I’ve been a bit under the weather, the past week or so, but I’ve been making progress on Adventure Kit, including an important milestone!
First, the milestone: I have a GUI process that uses Qt, which spawns a headless child process for the game engine. Using Python’s
multiprocessing.Pipe tool, I’m sending frame data from the engine to the GUI, and I’m sending keypresses from the GUI to the engine.
This results in a picture, a character I can move with the arrow keys.
And it works! I can move the player, sending signals to a headless game engine and getting a picture back via IPC. This is more exciting than it sounds, especially since so much was involved in learning how to do IPC in Python, between Windows and *nix systems like macOS. This is really a new world to me.
The next step in building this program is to change something using a GUI widget – walking style (pixel vs. tile), walking speed, background color – and reflect that in the game preview when the changes are committed.
This brings up an interesting point in my GUI development: I have no idea what I’m doing with Qt, but I’m pretty sure I’m doing it wrong.

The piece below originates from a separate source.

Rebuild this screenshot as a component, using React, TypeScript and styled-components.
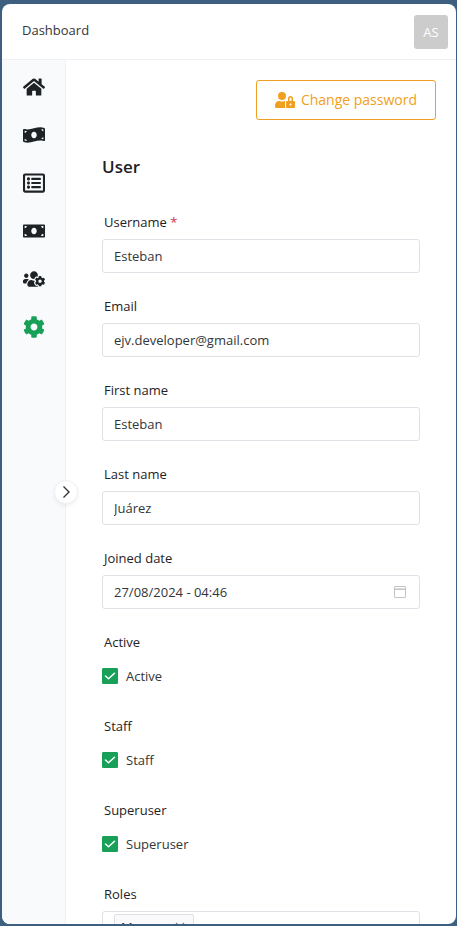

I say this because I have no definition of my GUI’s layout thus far. I have a simple window that loads one “central” widget that renders the engine results.
In other words, I have no “layout” to speak of, and it’s all done programatically, not using a
.ui file created by Qt Designer or what have you.
I’m still learning about how to handle that bit. I want to use custom widgets, which apparently complicates things…but the main thing I need to do now is read the Qt documentation more carefully, and learn how this is done using Python and Pyside6 (the official Qt bindings for Python).
When I find out, I’ll report back. ‘Til then, we now return to your regularly scheduled programming.